* start *

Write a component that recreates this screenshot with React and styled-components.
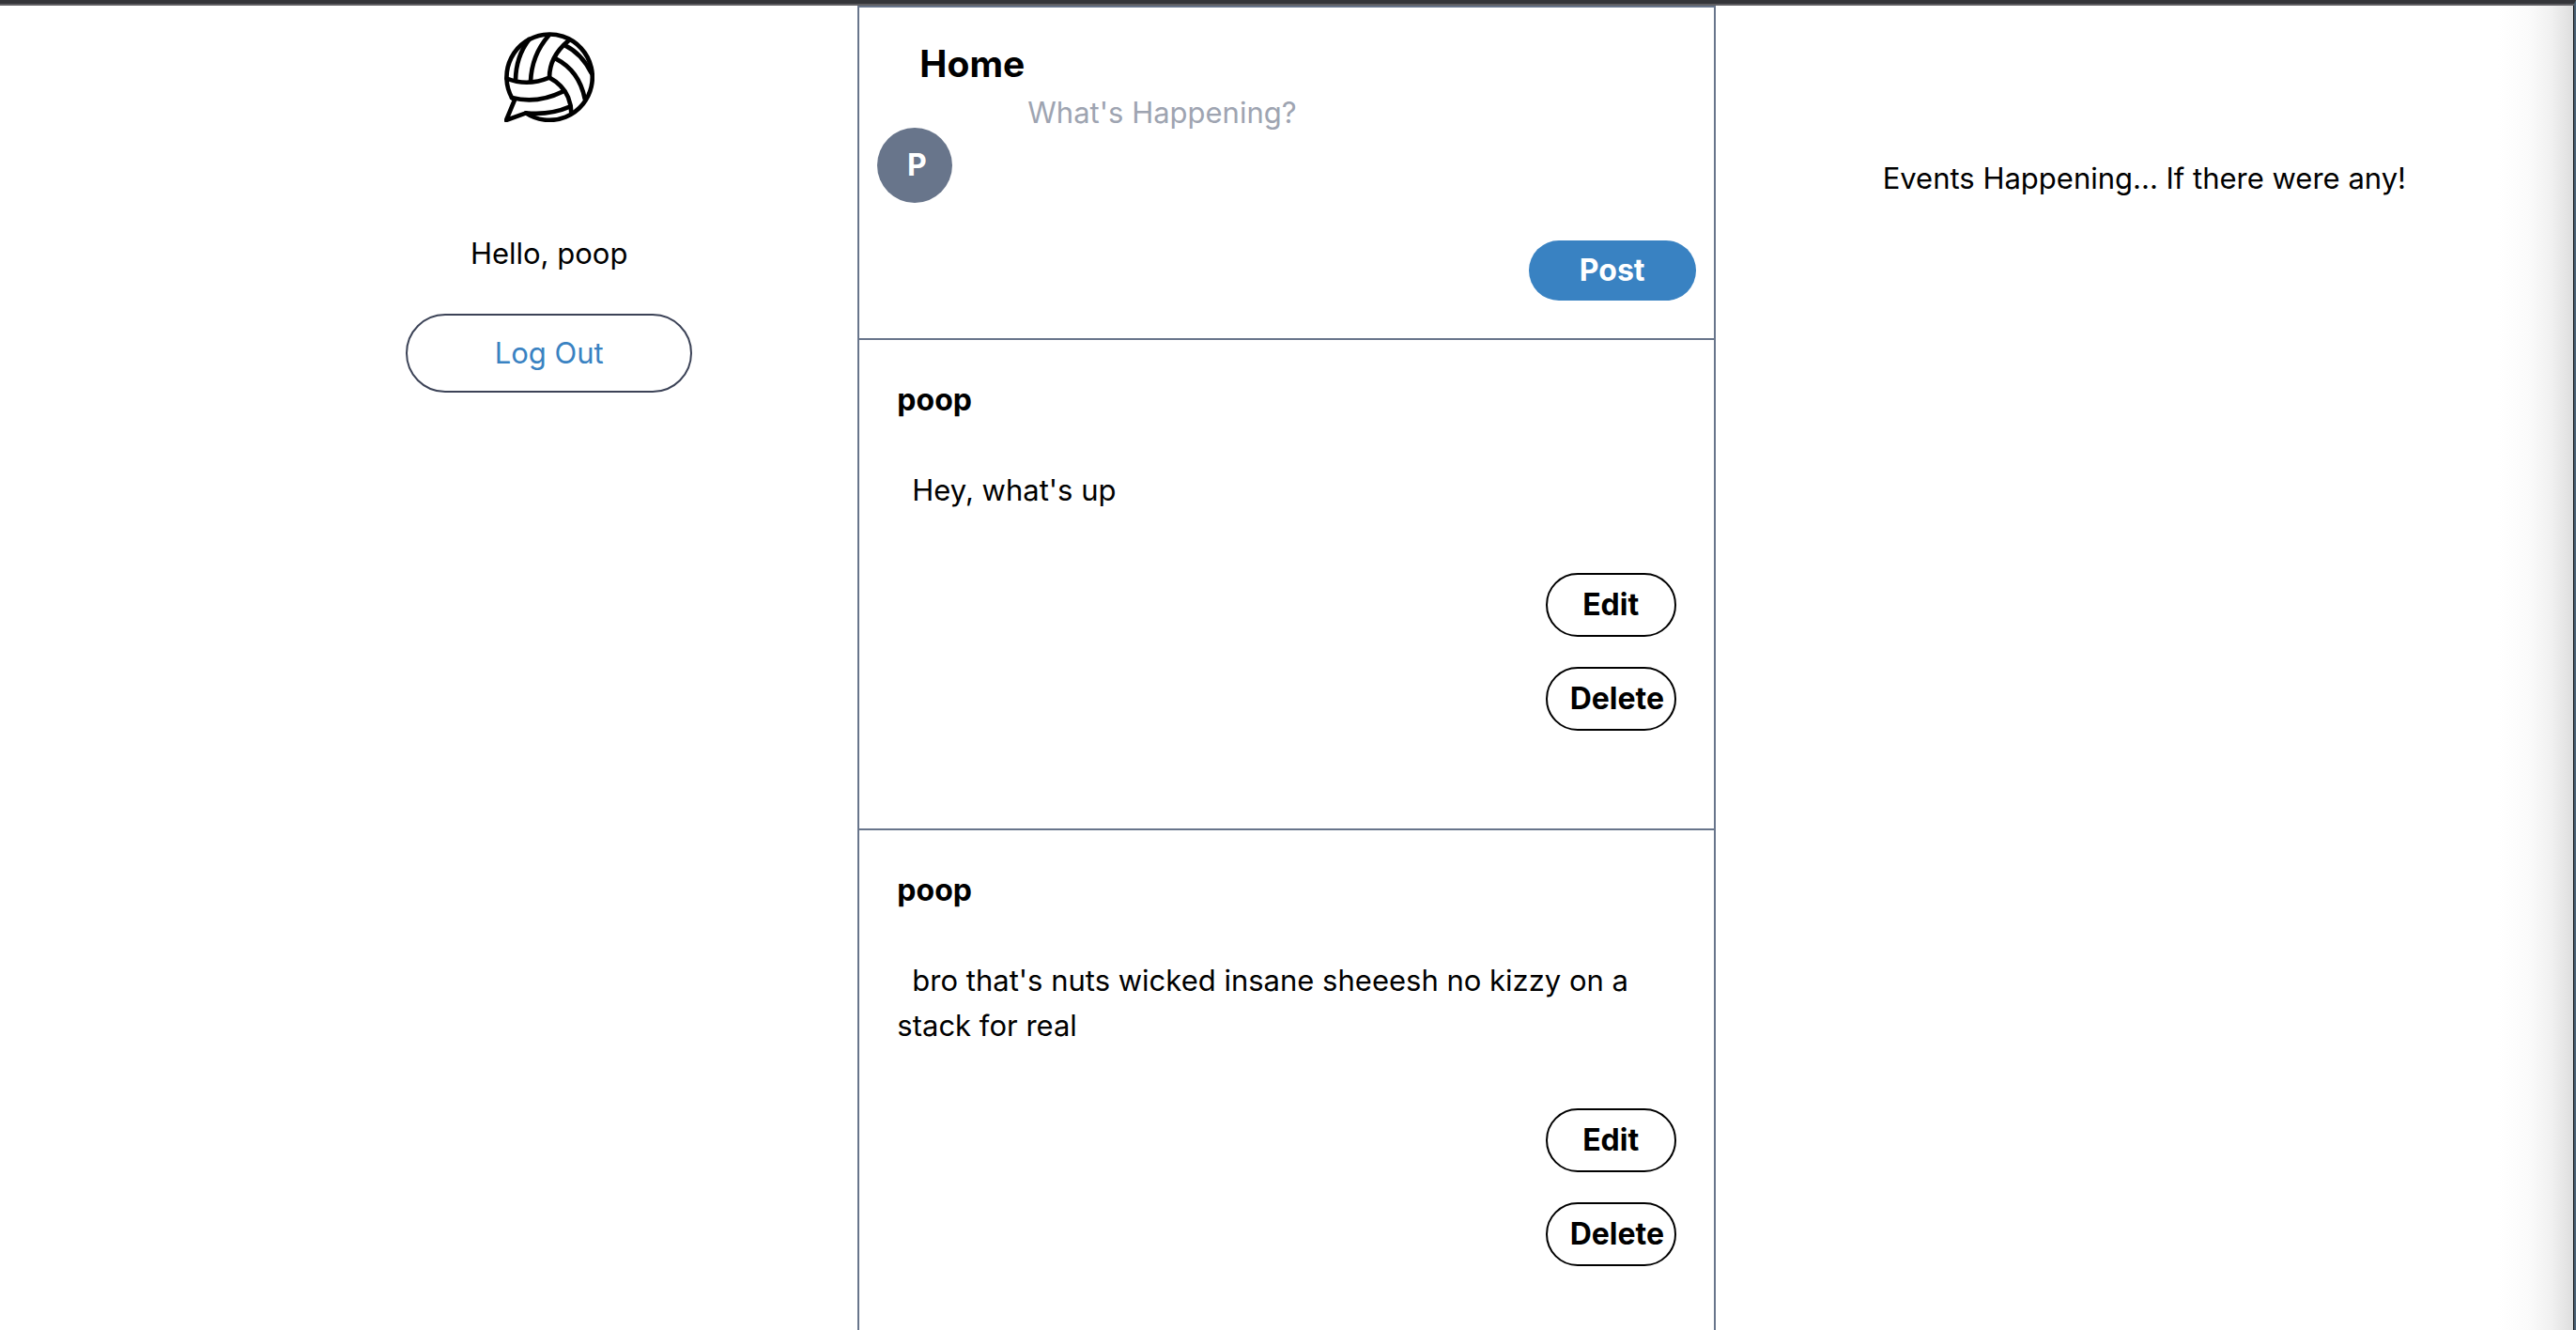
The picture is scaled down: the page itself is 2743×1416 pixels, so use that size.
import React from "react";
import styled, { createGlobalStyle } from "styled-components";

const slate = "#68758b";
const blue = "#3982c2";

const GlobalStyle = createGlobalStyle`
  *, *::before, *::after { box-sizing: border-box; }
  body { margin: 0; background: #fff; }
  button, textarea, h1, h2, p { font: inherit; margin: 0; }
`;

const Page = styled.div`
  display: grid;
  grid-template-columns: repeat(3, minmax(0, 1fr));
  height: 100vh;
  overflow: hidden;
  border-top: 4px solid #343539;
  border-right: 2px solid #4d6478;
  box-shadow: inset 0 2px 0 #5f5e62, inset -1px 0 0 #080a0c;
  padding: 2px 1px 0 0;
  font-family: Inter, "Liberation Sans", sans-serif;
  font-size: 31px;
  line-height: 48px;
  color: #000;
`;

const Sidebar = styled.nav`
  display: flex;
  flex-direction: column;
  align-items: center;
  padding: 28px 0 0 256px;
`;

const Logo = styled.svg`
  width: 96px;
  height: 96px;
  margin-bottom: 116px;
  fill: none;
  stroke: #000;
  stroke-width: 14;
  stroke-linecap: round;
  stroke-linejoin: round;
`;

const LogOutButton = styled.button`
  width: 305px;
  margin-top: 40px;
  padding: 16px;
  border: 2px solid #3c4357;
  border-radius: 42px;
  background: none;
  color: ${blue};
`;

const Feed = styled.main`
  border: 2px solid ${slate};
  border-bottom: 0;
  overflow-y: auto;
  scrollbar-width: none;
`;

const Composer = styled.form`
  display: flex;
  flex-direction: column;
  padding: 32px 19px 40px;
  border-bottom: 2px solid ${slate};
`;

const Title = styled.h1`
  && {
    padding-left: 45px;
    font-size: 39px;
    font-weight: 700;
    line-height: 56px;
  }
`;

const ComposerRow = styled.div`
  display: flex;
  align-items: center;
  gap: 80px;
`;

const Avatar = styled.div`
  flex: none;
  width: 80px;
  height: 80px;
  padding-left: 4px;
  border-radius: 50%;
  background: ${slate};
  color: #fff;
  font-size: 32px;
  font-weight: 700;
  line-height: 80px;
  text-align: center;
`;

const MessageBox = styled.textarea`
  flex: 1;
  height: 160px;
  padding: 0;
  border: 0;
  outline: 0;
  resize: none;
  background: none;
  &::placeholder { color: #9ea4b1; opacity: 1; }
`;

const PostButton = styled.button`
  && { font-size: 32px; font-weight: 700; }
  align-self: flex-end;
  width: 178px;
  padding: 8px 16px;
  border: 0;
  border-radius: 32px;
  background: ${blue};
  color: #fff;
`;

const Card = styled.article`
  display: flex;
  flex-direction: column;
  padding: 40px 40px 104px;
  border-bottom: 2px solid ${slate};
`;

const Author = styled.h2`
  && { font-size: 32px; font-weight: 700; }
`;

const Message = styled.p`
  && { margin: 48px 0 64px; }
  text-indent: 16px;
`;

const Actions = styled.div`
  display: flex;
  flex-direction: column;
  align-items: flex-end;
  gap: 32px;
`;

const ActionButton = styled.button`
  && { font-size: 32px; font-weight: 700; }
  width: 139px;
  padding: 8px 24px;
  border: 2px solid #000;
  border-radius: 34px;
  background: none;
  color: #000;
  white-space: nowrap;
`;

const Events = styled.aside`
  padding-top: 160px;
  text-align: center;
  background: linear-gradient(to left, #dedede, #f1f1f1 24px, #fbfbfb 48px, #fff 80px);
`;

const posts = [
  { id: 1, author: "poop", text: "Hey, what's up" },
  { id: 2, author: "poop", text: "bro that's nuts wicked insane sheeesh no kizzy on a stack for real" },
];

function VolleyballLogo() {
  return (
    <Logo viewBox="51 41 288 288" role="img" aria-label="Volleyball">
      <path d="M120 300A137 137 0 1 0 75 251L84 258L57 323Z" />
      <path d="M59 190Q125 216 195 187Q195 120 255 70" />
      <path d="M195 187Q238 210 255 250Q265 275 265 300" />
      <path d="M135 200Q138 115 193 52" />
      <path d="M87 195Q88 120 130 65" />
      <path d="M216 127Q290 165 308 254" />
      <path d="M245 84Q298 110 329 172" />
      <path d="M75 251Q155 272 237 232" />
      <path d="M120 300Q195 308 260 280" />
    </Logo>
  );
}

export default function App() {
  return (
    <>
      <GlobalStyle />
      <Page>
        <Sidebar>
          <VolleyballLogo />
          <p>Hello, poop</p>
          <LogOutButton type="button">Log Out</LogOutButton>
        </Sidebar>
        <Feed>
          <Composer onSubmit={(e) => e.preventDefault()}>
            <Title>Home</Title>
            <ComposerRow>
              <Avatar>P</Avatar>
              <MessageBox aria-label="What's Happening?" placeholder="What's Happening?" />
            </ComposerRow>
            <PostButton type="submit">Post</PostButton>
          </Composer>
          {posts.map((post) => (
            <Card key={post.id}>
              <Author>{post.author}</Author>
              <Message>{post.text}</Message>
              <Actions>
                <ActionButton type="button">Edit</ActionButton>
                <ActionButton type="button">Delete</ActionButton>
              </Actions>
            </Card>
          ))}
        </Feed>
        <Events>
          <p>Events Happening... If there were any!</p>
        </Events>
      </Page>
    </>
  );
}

* end *

Description of the task:
Reproduce every line of the material precisely, omitting its pictures.

Output of the task:
Write a component that recreates this screenshot with React and styled-components.
The picture is scaled down: the page itself is 2743×1416 pixels, so use that size.
import React from "react";
import styled, { createGlobalStyle } from "styled-components";

const slate = "#68758b";
const blue = "#3982c2";

const GlobalStyle = createGlobalStyle`
  *, *::before, *::after { box-sizing: border-box; }
  body { margin: 0; background: #fff; }
  button, textarea, h1, h2, p { font: inherit; margin: 0; }
`;

const Page = styled.div`
  display: grid;
  grid-template-columns: repeat(3, minmax(0, 1fr));
  height: 100vh;
  overflow: hidden;
  border-top: 4px solid #343539;
  border-right: 2px solid #4d6478;
  box-shadow: inset 0 2px 0 #5f5e62, inset -1px 0 0 #080a0c;
  padding: 2px 1px 0 0;
  font-family: Inter, "Liberation Sans", sans-serif;
  font-size: 31px;
  line-height: 48px;
  color: #000;
`;

const Sidebar = styled.nav`
  display: flex;
  flex-direction: column;
  align-items: center;
  padding: 28px 0 0 256px;
`;

const Logo = styled.svg`
  width: 96px;
  height: 96px;
  margin-bottom: 116px;
  fill: none;
  stroke: #000;
  stroke-width: 14;
  stroke-linecap: round;
  stroke-linejoin: round;
`;

const LogOutButton = styled.button`
  width: 305px;
  margin-top: 40px;
  padding: 16px;
  border: 2px solid #3c4357;
  border-radius: 42px;
  background: none;
  color: ${blue};
`;

const Feed = styled.main`
  border: 2px solid ${slate};
  border-bottom: 0;
  overflow-y: auto;
  scrollbar-width: none;
`;

const Composer = styled.form`
  display: flex;
  flex-direction: column;
  padding: 32px 19px 40px;
  border-bottom: 2px solid ${slate};
`;

const Title = styled.h1`
  && {
    padding-left: 45px;
    font-size: 39px;
    font-weight: 700;
    line-height: 56px;
  }
`;

const ComposerRow = styled.div`
  display: flex;
  align-items: center;
  gap: 80px;
`;

const Avatar = styled.div`
  flex: none;
  width: 80px;
  height: 80px;
  padding-left: 4px;
  border-radius: 50%;
  background: ${slate};
  color: #fff;
  font-size: 32px;
  font-weight: 700;
  line-height: 80px;
  text-align: center;
`;

const MessageBox = styled.textarea`
  flex: 1;
  height: 160px;
  padding: 0;
  border: 0;
  outline: 0;
  resize: none;
  background: none;
  &::placeholder { color: #9ea4b1; opacity: 1; }
`;

const PostButton = styled.button`
  && { font-size: 32px; font-weight: 700; }
  align-self: flex-end;
  width: 178px;
  padding: 8px 16px;
  border: 0;
  border-radius: 32px;
  background: ${blue};
  color: #fff;
`;

const Card = styled.article`
  display: flex;
  flex-direction: column;
  padding: 40px 40px 104px;
  border-bottom: 2px solid ${slate};
`;

const Author = styled.h2`
  && { font-size: 32px; font-weight: 700; }
`;

const Message = styled.p`
  && { margin: 48px 0 64px; }
  text-indent: 16px;
`;

const Actions = styled.div`
  display: flex;
  flex-direction: column;
  align-items: flex-end;
  gap: 32px;
`;

const ActionButton = styled.button`
  && { font-size: 32px; font-weight: 700; }
  width: 139px;
  padding: 8px 24px;
  border: 2px solid #000;
  border-radius: 34px;
  background: none;
  color: #000;
  white-space: nowrap;
`;

const Events = styled.aside`
  padding-top: 160px;
  text-align: center;
  background: linear-gradient(to left, #dedede, #f1f1f1 24px, #fbfbfb 48px, #fff 80px);
`;

const posts = [
  { id: 1, author: "poop", text: "Hey, what's up" },
  { id: 2, author: "poop", text: "bro that's nuts wicked insane sheeesh no kizzy on a stack for real" },
];

function VolleyballLogo() {
  return (
    <Logo viewBox="51 41 288 288" role="img" aria-label="Volleyball">
      <path d="M120 300A137 137 0 1 0 75 251L84 258L57 323Z" />
      <path d="M59 190Q125 216 195 187Q195 120 255 70" />
      <path d="M195 187Q238 210 255 250Q265 275 265 300" />
      <path d="M135 200Q138 115 193 52" />
      <path d="M87 195Q88 120 130 65" />
      <path d="M216 127Q290 165 308 254" />
      <path d="M245 84Q298 110 329 172" />
      <path d="M75 251Q155 272 237 232" />
      <path d="M120 300Q195 308 260 280" />
    </Logo>
  );
}

export default function App() {
  return (
    <>
      <GlobalStyle />
      <Page>
        <Sidebar>
          <VolleyballLogo />
          <p>Hello, poop</p>
          <LogOutButton type="button">Log Out</LogOutButton>
        </Sidebar>
        <Feed>
          <Composer onSubmit={(e) => e.preventDefault()}>
            <Title>Home</Title>
            <ComposerRow>
              <Avatar>P</Avatar>
              <MessageBox aria-label="What's Happening?" placeholder="What's Happening?" />
            </ComposerRow>
            <PostButton type="submit">Post</PostButton>
          </Composer>
          {posts.map((post) => (
            <Card key={post.id}>
              <Author>{post.author}</Author>
              <Message>{post.text}</Message>
              <Actions>
                <ActionButton type="button">Edit</ActionButton>
                <ActionButton type="button">Delete</ActionButton>
              </Actions>
            </Card>
          ))}
        </Feed>
        <Events>
          <p>Events Happening... If there were any!</p>
        </Events>
      </Page>
    </>
  );
}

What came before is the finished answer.